Penance ply of BID - left side

After I laid up my UNI reinforcement & Penance BID glass on the right side nose, I then glassed in my skid plate reinforcement glass.  The first 2 plies were Kevlar, with the smallest piece going on first, then the 3 plies of BID with the larger piece going on before the smaller pieces of BID.  Here’s the finished product below.

A side note:  Since this is my first time laying up Kevlar, one thing that I wasn’t aware of, and something that I’ve come to seriously rely on when using MGS epoxy, is that Kevlar IS NOT transparent when wetted out like regular fiberglass!  So when I laid up the first small piece of Kevlar, I immediately lost sight of my bolt holes for the nose bumper.  I had to peel back the laid up ply of Kevlar and take a measurement to get a reference point to know where to drill once the nose is cured.

Kevlar & BID skid plate overlay layup

Below are simply left & right side shots of the completed nose glass layup.

Nose layups complete!

Nose glassing complete!

I then spent at least an hour peel plying this damn thing!  I started a list of all the small 1″ wide peel ply pieces that I was going to need for the front part of the nose before saying, “Screw it!” and getting one big piece for the front of the nose.  Ahh, much better!

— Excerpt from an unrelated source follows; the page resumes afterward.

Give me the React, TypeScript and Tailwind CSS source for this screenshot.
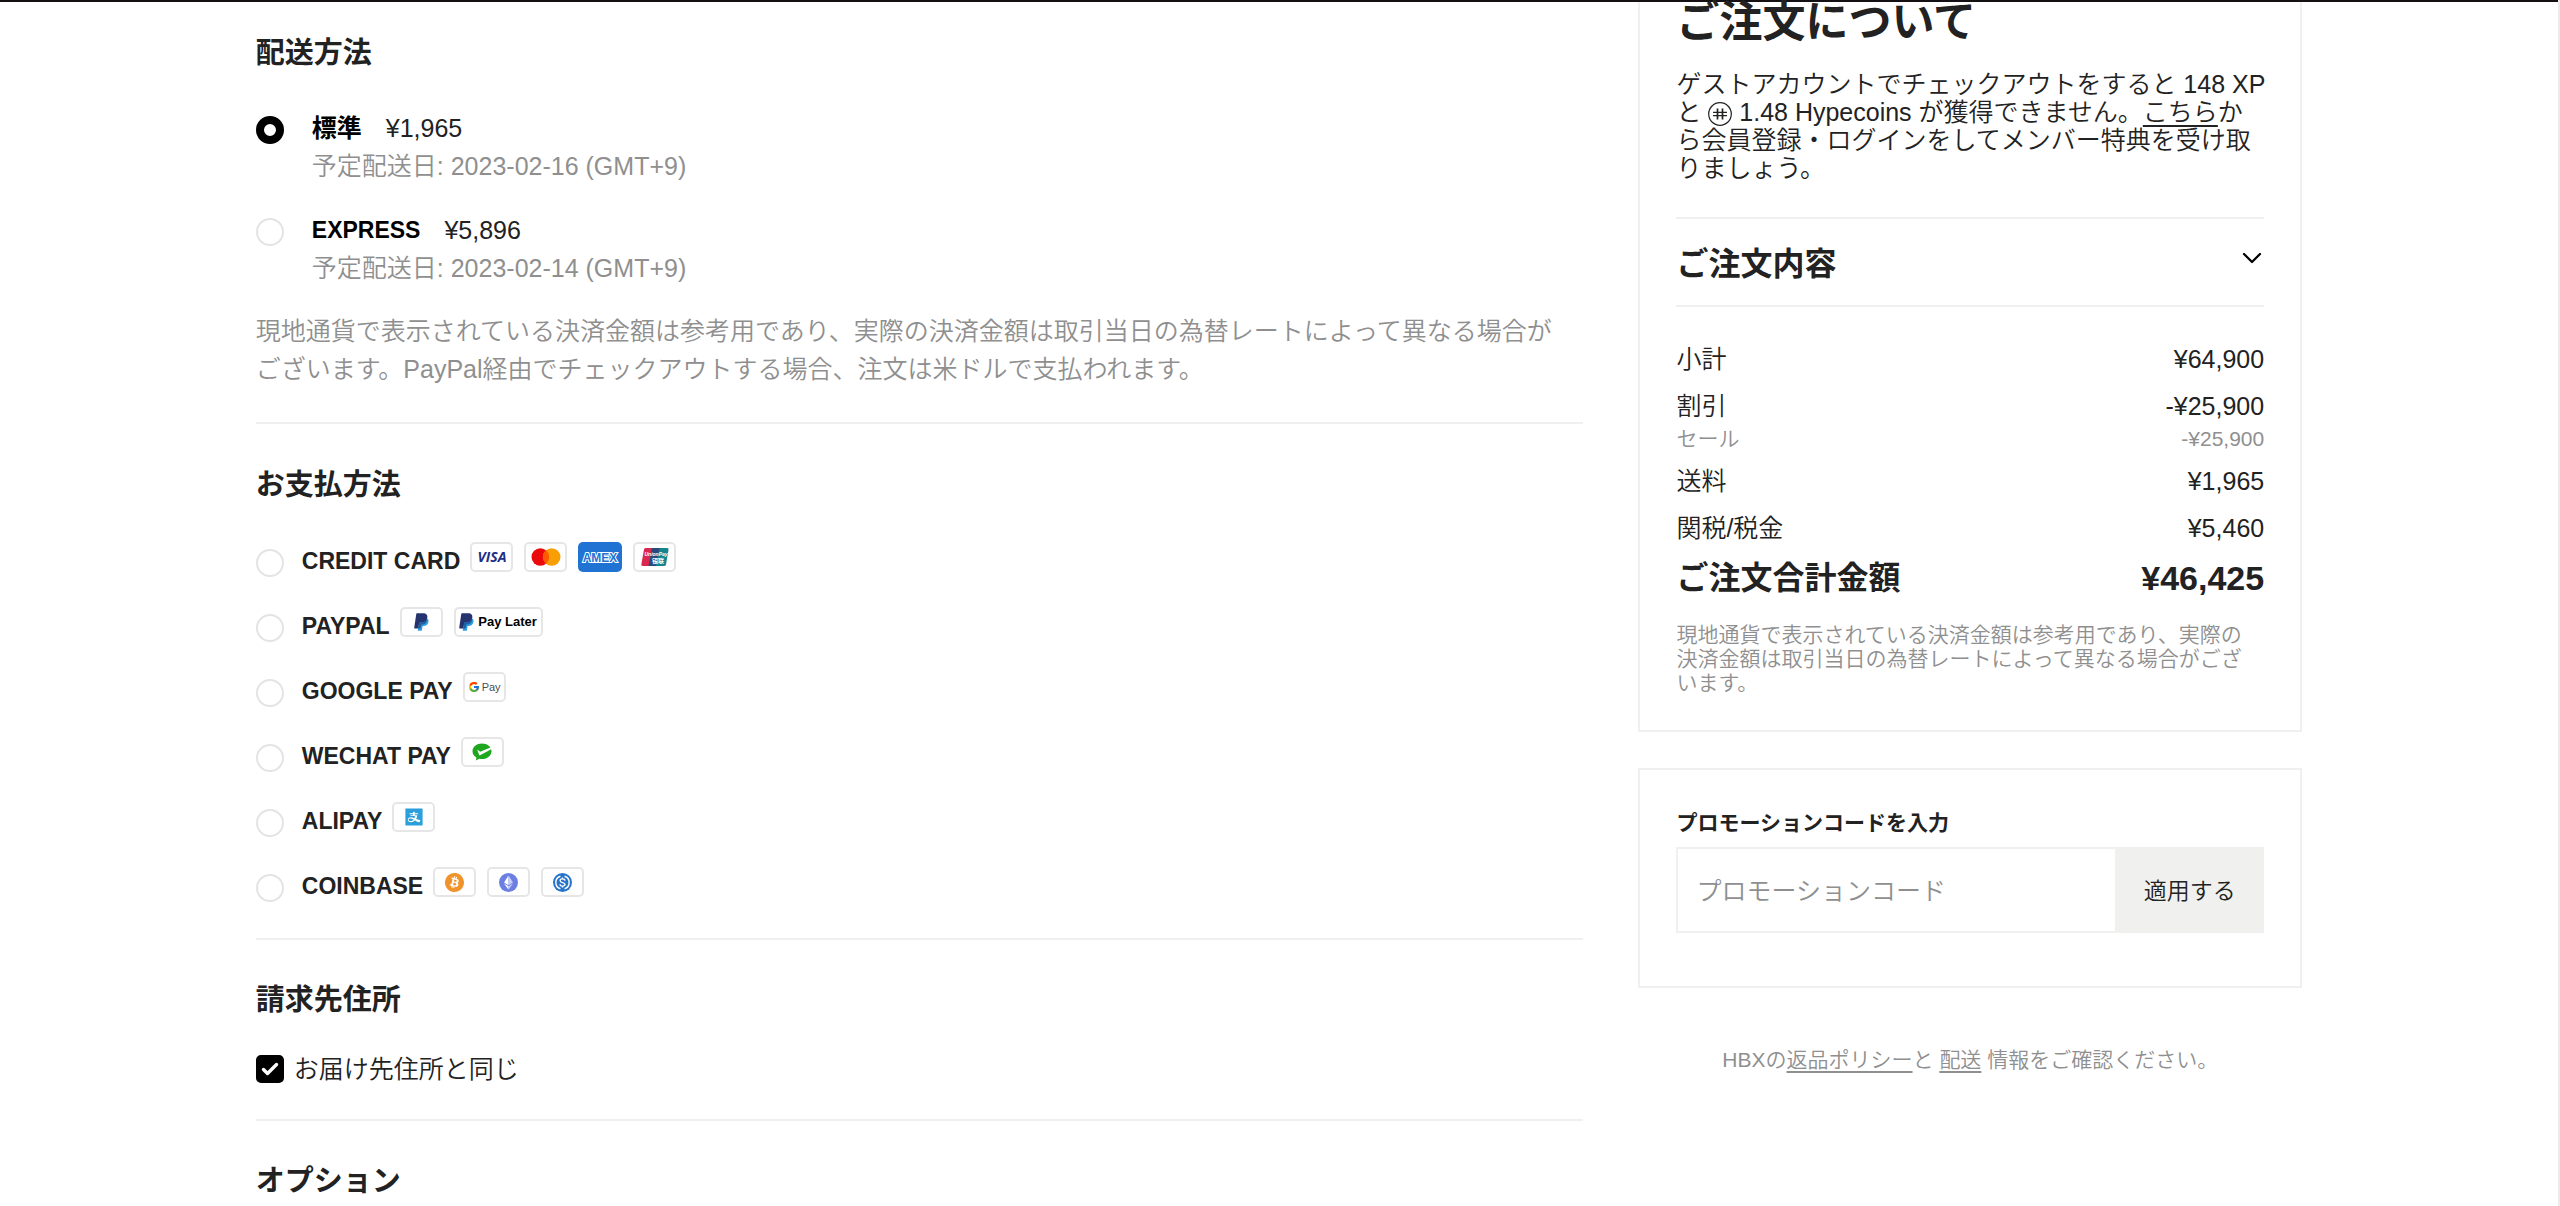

Nose peel plied - right side

A left side shot of the peel plied nose.

Nose peel plied - left side

And a head-on shot of the completed & peel plied nose.

Nose glassed! Head-on view

And for the final shot, a closer up view of the strut cover peel ply.

Nose glassed … strut cover, et al

Tomorrow I plan to finish the strut fairing install & then start work on the gear doors, which I expect will take me a couple of days to get installed.  I’ll also be working on the landing light and quite possibly the taxi light as well.  I expect to be working on the nose for at least another week before everything is completed to where I want it to be.